To provide this strict consistency, we implemented a Writer-preference Reader-Writer problem based upon Courtois et al. (1971) work. We model the problem such as administration tasks are Writers and players Readers, hence administration has priority over players. For scalability, we needed a distributed lock system, and due to CTFd’s use of Redis, we choosed to reuse it.

FAQ

Why aren’t previous coupon prices updated?

We modeled the mana mechanism on a pricing strategy similar to retail: prices can fluctuate during promotions, and when an item is returned, the customer receives the price paid at purchase. This approach allows CTF administrators to adjust challenge costs dynamically while maintaining consistency.

Why can administrators bypass the mana check?

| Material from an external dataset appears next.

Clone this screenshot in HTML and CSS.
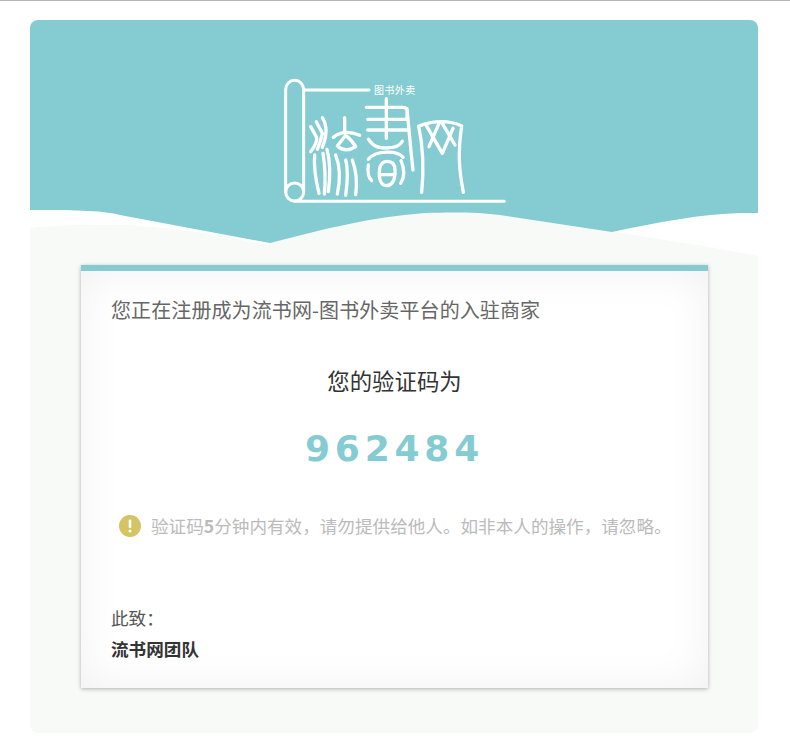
FILE: index.html
```html
<!DOCTYPE html>
<html lang="zh-CN">
<head>
<meta charset="utf-8">
<title>流书网</title>
<link rel="stylesheet" href="styles.css">
</head>
<body>
<div class="mail">
  <header class="head">
    <svg class="wave" viewBox="0 0 728 245" aria-hidden="true">
      <path class="wave-white" d="M0 189H70L240 223 232 224C180 212 110 203 60 205 35 205 15 206 0 208ZM582 211 690 192H728V236C680 226 630 220 582 211Z"/>
      <path class="wave-teal" d="M0 0H728V193H712C670 194 630 202 582 212L470 195C450 192 420 192 395 193 340 197 290 210 240 223L90 195C70 190 40 190 0 190Z"/>
    </svg>
    <div class="logo">
      <svg class="logo-art" viewBox="0 0 750 420" aria-hidden="true">
        <g class="logo-frame">
          <path d="M50 365V58A27 27 0 0 1 104 58V365"/>
          <circle cx="77" cy="366" r="27"/>
          <path d="M77 394H706M104 60H300"/>
        </g>
        <g class="logo-seal">
          <path d="M125 170 143 202Q146 218 125 245M142 155 160 190Q155 215 145 238M160 143Q182 178 160 232M137 255Q133 300 150 370M162 250Q172 310 166 372M174 238Q188 290 178 365"/>
          <path d="M227 143V182M193 202Q225 176 272 196M230 196 205 228Q230 250 260 230 250 212 230 196ZM200 255Q220 305 205 372M230 270Q240 305 230 376M250 270Q268 320 260 374"/>
          <path d="M352 86V205M292 112H402Q416 112 414 130V148H296M296 180H418M298 208C315 232 330 234 352 234 375 234 392 230 400 214M298 268C320 240 385 240 402 262M298 285C295 305 298 322 308 332M396 272C408 300 405 325 395 340M332 296C335 280 345 274 355 274 372 274 378 285 378 300 380 335 365 347 352 347 335 347 328 325 332 296ZM332 314H378M414 116C420 180 426 250 432 300"/>
          <path d="M458 367C466 290 462 230 449 168 500 150 540 150 578 168 566 250 570 300 583 367M470 163 520 250 552 175M510 160 480 230M520 160 558 225"/>
        </g>
      </svg>
      <span class="logo-tag">图书外卖</span>
    </div>
  </header>
  <main class="card">
    <p class="intro">您正在注册成为流书网-图书外卖平台的入驻商家</p>
    <p class="code-label">您的验证码为</p>
    <p class="code">962484</p>
    <div class="notice">
      <svg class="notice-icon" viewBox="0 0 22 22" aria-hidden="true">
        <circle class="notice-disc" cx="11" cy="11" r="11"/>
        <rect class="notice-mark" x="9.7" y="4.5" width="2.6" height="8.5" rx="1.2"/>
        <circle class="notice-mark" cx="11" cy="16" r="1.5"/>
      </svg>
      <span>验证码<b class="notice-num">5</b>分钟内有效，请勿提供给他人。如非本人的操作，请忽略。</span>
    </div>
    <p class="regards">此致：</p>
    <p class="team">流书网团队</p>
  </main>
</div>
</body>
</html>
```
FILE: styles.css
```css
* { box-sizing: border-box; }
html, body { margin: 0; padding: 0; }
body {
  min-height: 753px;
  background: #fff;
  border-top: 1px solid #b4b4b4;
  font-family: "Noto Sans CJK SC", "Liberation Sans", sans-serif;
}
.mail {
  width: 728px;
  height: 713px;
  margin: 19px 0 0 30px;
  background: #f8faf8;
  border-radius: 8px;
  overflow: hidden;
}
.head {
  position: relative;
  height: 245px;
  padding-top: 50px;
}
.wave {
  position: absolute;
  left: 0;
  top: 0;
  width: 728px;
  height: 245px;
  display: block;
}
.wave-white { fill: #fff; }
.wave-teal { fill: #84ccd2; }
.logo {
  position: relative;
  width: 250px;
  height: 140px;
  margin: 0 auto;
}
.logo-art { display: block; width: 250px; height: 140px; }
.logo-frame,
.logo-seal {
  fill: none;
  stroke: #fff;
  stroke-linecap: round;
  stroke-linejoin: round;
}
.logo-frame { stroke-width: 9; }
.logo-seal { stroke-width: 10; }
.logo-tag {
  position: absolute;
  left: 105px;
  top: 13px;
  font-size: 10px;
  line-height: 14px;
  letter-spacing: .4px;
  color: #fff;
}
.card {
  width: 627px;
  height: 423px;
  margin-left: 51px;
  padding: 0 30px;
  background: #fff;
  border-top: 6px solid #84ccd2;
  box-shadow: 0 1px 4px rgba(0, 0, 0, .3), inset 0 0 44px rgba(0, 0, 0, .06);
}
.card p { margin: 0; }
.intro {
  padding-top: 24px;
  font-size: 20px;
  line-height: 30px;
  letter-spacing: .1px;
  color: #666;
}
.code-label {
  padding-top: 38px;
  font-size: 22.4px;
  line-height: 34px;
  text-align: center;
  color: #333;
}
.code {
  padding-top: 30px;
  font-family: "DejaVu Sans", sans-serif;
  font-size: 36px;
  font-weight: 700;
  line-height: 44px;
  letter-spacing: 4.8px;
  text-align: center;
  color: #84ccd2;
}
.notice {
  display: flex;
  align-items: center;
  gap: 10px;
  margin: 42px 0 0 8px;
  font-size: 17.6px;
  line-height: 26px;
  white-space: nowrap;
  color: #bbb;
}
.notice-icon { width: 22px; height: 22px; flex: none; }
.notice-disc { fill: #d5c463; }
.notice-mark { fill: #fff; }
.notice-num { font-weight: 700; }
.regards {
  padding-top: 65px;
  font-size: 17.6px;
  line-height: 28px;
  color: #555;
}
.team {
  padding-top: 3px;
  font-size: 17.6px;
  font-weight: 700;
  line-height: 28px;
  color: #333;
}
```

During CTF events, administrators might need to deploy instances for users who have exhausted their mana. While coupons will still be generated and mana consumed, administrators can set the cost to 0 at the challenge level to waive the charge if needed.

2.3.6 - Testing

Learn how we test the plugin.

Purpose

Developing in an Open Source ecosystem is good, being active in responding to problems is better, detecting problems before they affect the end-user is the ideal goal!

Following this philosophy, we put a lot of effort into CI testing, mainly using Cypress, and analyze code security via CodeQL.

GitHub Actions

From a technology point of view, we use GitHub Actions whenever possible to automate our tests.

Security

To ensure ongoing security, we enable advanced security analysis on the repository and conduct periodic scans with CodeQL on each pull request.

Testing

Our tests are systematically executed on each push and pull request, following a two-stage process.

The first stage involves Cypress for plugin integration, where we validate correct test cases to ensure comprehensive coverage. The second stage is executed to check for potential error with invalid cases. This stage runs after the Cypress tests to save time and due to technical constraints, such as the creation of challenges (preconditions).

To detect potential divergences with CTFd mode, we execute the tests in mode: users and mode: teams.